A location and former village in W Edinburgh, Gogar lies between Ingliston and Maybury, 5 miles (8 km) west of the city centre. The Gogar Burn flows through the area, while the A8 road connects Gogar Roundabout with Gogarburn Junction and Gogarstone Road. There was a thriving village here in Mediaeval times that was said, at one time, to have 300 residents. By the 19th C. it had declined to just seven families and its school closed. Sir Robert Liston (1742 - 1836), who lived at Millburn Tower, bought the village in 1832 and pulled down the disused houses. He erected a mill but many of his intended improvements were never executed. A few residents and a smithy remained into the 20th C., although the smithy was moved to allow road improvements in 1927 and the building finally demolished in the early 21st C. Gogar Parish Church was first recorded in 1240, under Holyrood Abbey, and the Parson of Gogar swore fealty to King Edward I of England in 1269. The church was rebuilt 1890-91 incorporating an older fragment, fell from use in the 1970s but the building remains as a furniture workshop.

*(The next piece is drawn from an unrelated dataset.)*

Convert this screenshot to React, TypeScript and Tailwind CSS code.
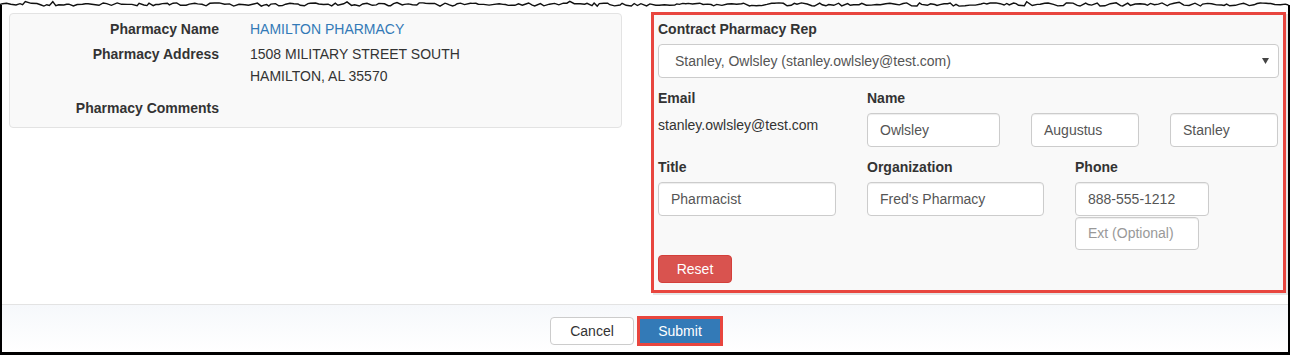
import React from "react";

function tornPath(): string {
  let seed = 7;
  const rnd = () => {
    seed = (seed * 9301 + 49297) % 233280;
    return seed / 233280;
  };
  const pts: string[] = [];
  let x = 0;
  while (x <= 1291) {
    const y = 4.5 + (rnd() - 0.5) * 3.2 + (rnd() > 0.9 ? -1.5 : 0);
    pts.push(`${x.toFixed(1)},${y.toFixed(1)}`);
    x += 2 + rnd() * 4;
  }
  return "M" + pts.join(" L");
}

const inputCls =
  "h-[34px] bg-white border border-[#cccccc] rounded-[4px] px-[12px] flex items-center text-[14px] text-[#555555] shadow-[inset_0_1px_1px_rgba(0,0,0,0.075)]";

export default function App() {
  const d = tornPath();
  return (
    <div className="relative w-[1291px] h-[356px] bg-white overflow-hidden font-['Liberation_Sans',Arial,sans-serif] text-[14px] text-[#333333]">
      {/* torn top edge */}
      <svg className="absolute left-0 top-0" width="1291" height="10" viewBox="0 0 1291 10">
        <path d={d + " L1291,0 L0,0 Z"} fill="#ffffff" />
        <path d={d} fill="none" stroke="#111111" strokeWidth="1.4" />
      </svg>

      <div className="mt-[5px] w-[1290px] h-[350px] border-l-2 border-r-2 border-b-[3px] border-black flex flex-col">
        {/* main area */}
        <div className="h-[299px] flex items-start pl-[7px]">
          {/* left well */}
          <div className="mt-[8px] w-[613px] h-[115px] bg-[#f9f9f9] border border-[#e3e3e3] rounded-[4px] pt-[5px]">
            <div className="flex leading-[20px]">
              <div className="w-[209px] text-right font-bold">Pharmacy Name</div>
              <div className="ml-[31px] text-[#337ab7]">HAMILTON PHARMACY</div>
            </div>
            <div className="flex leading-[22px] mt-[4px]">
              <div className="w-[209px] text-right font-bold">Pharmacy Address</div>
              <div className="ml-[31px]">
                <div>1508 MILITARY STREET SOUTH</div>
                <div>HAMILTON, AL 35570</div>
              </div>
            </div>
            <div className="flex leading-[20px] mt-[11px]">
              <div className="w-[209px] text-right font-bold">Pharmacy Comments</div>
            </div>
          </div>

          {/* right highlighted well */}
          <div className="ml-[29px] mt-[7px] w-[635px] h-[281px] border-[3px] border-[#e8463f] bg-[#f9f9f9] shadow-[2px_2px_0_#e6e6e6] px-[4px] pt-[4px]">
            <div className="font-bold leading-[20px]">Contract Pharmacy Rep</div>
            <div className="mt-[5px] h-[34px] w-[621px] bg-white border border-[#cccccc] rounded-[4px] flex items-center justify-between pl-[16px] pr-[8px] text-[#555555]">
              <span>Stanley, Owlsley (stanley.owlsley@test.com)</span>
              <svg width="7" height="6" viewBox="0 0 7 6" className="mr-[1px]">
                <path d="M0,0 L7,0 L3.5,6 Z" fill="#444444" />
              </svg>
            </div>

            <div className="flex mt-[10px]">
              <div className="w-[209px]">
                <div className="font-bold leading-[20px]">Email</div>
                <div className="mt-[7px] leading-[20px]">stanley.owlsley@test.com</div>
              </div>
              <div>
                <div className="font-bold leading-[20px]">Name</div>
                <div className="mt-[5px] flex gap-[31px]">
                  <div className={`${inputCls} w-[133px]`}>Owlsley</div>
                  <div className={`${inputCls} w-[108px]`}>Augustus</div>
                  <div className={`${inputCls} w-[108px]`}>Stanley</div>
                </div>
              </div>
            </div>

            <div className="flex mt-[10px]">
              <div className="w-[209px]">
                <div className="font-bold leading-[20px]">Title</div>
                <div className={`${inputCls} mt-[5px] w-[178px]`}>Pharmacist</div>
              </div>
              <div className="w-[208px]">
                <div className="font-bold leading-[20px]">Organization</div>
                <div className={`${inputCls} mt-[5px] w-[177px]`}>Fred's Pharmacy</div>
              </div>
              <div>
                <div className="font-bold leading-[20px]">Phone</div>
                <div className={`${inputCls} mt-[5px] w-[134px]`}>888-555-1212</div>
                <div className={`${inputCls} !h-[33px] mt-[1px] w-[124px] text-[#999999]`}>Ext (Optional)</div>
              </div>
            </div>

            <div className="mt-[5px] w-[74px] h-[28px] rounded-[4px] bg-[#d9534f] border border-[#d43f3a] text-white flex items-center justify-center">
              Reset
            </div>
          </div>
        </div>

        {/* footer */}
        <div className="flex-1 border-t border-[#e3e3e3] bg-gradient-to-b from-[#f6f8fb] to-white flex items-start justify-center pr-[17px] pt-[12px]">
          <div className="w-[84px] h-[28px] bg-white border border-[#cccccc] rounded-[4px] flex items-center justify-center text-[#333333]">
            Cancel
          </div>
          <div className="ml-[3px] -mt-[1px] border-[3px] border-[#e8463f] p-0">
            <div className="w-[80px] h-[24px] bg-[#337ab7] text-white flex items-center justify-center">
              Submit
            </div>
          </div>
        </div>
      </div>
    </div>
  );
}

The Edinburgh Tram Depot was completed next to Gogar Roundabout in 2011 and there is a tram stop at Gogarburn, close to the former church.

Castle Gogar dates from 1625 and was built on the site of an earlier fortification which dates from c.1300. Gogarburn House dates from 1811, was extensively modified in 1893 and became a hospital for the mentally handicapped in 1924, which closed in 1999. Most of the hospital buildings were demolished and the massive Royal Bank of Scotland Headquarters opened here in 2005. Now B-listed, Gogarburn House remains as a staff club within the complex. The Gogar Stone stands in a field to the west of Gogar Mount, a B-listed mansion built in 1817 for David Wardlaw, the founder of the Scottish Widows' Fund Life Assurance Society.

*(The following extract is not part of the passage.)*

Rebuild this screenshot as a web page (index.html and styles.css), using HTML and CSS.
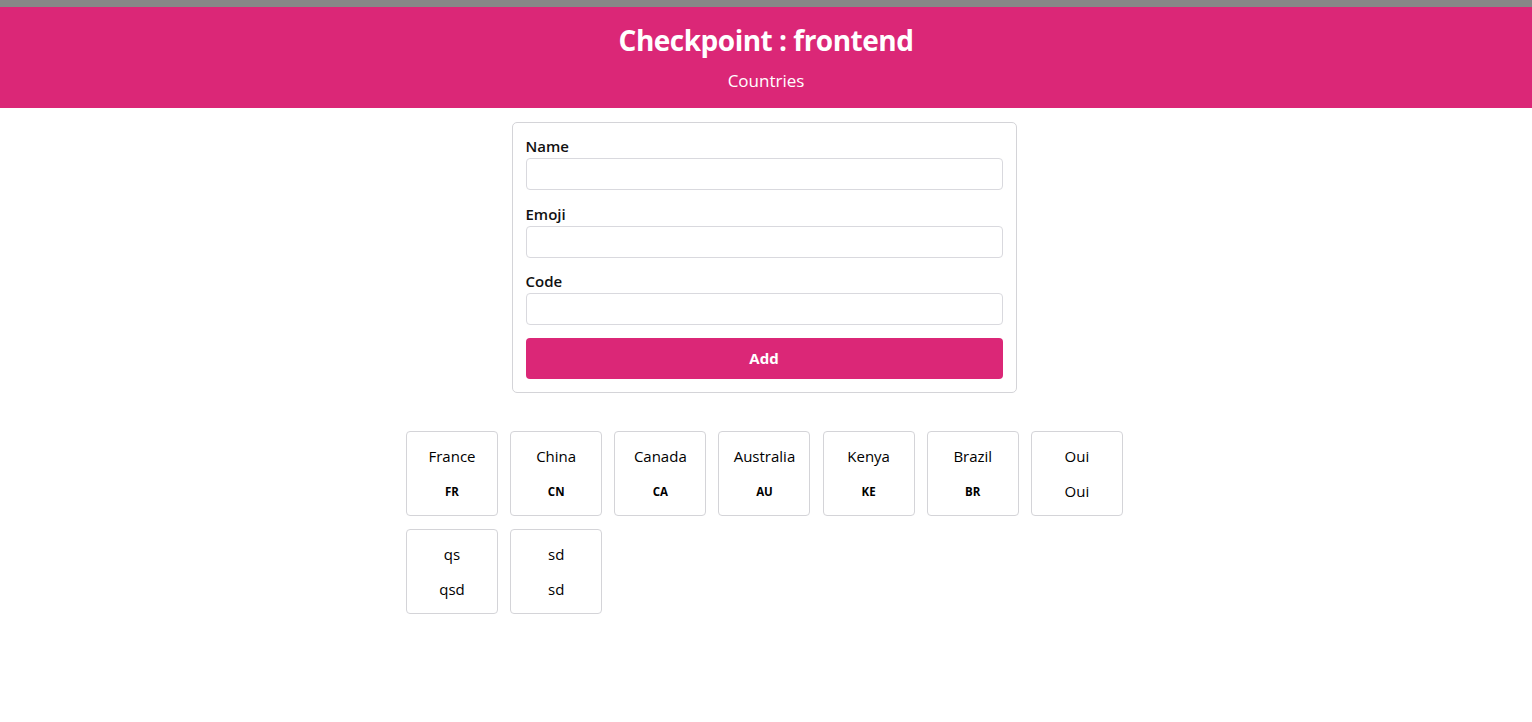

On 27th August 1650, a skirmish took place at Gogar between the armies of Oliver Cromwell and David Leslie, whose forces had camped in the area around Gogar Kirk. The marshy ground prevented a full engagement and the two sides were reduced to firing cannon at each other, inflicting minor casualties.

Gogar Loch was a shallow post-glacial lake which stretched eastwards towards Corstorphine. This gradually silted up, becoming a marsh by the late Mediaeval period, and was finally drained during the 17th and 18th centuries.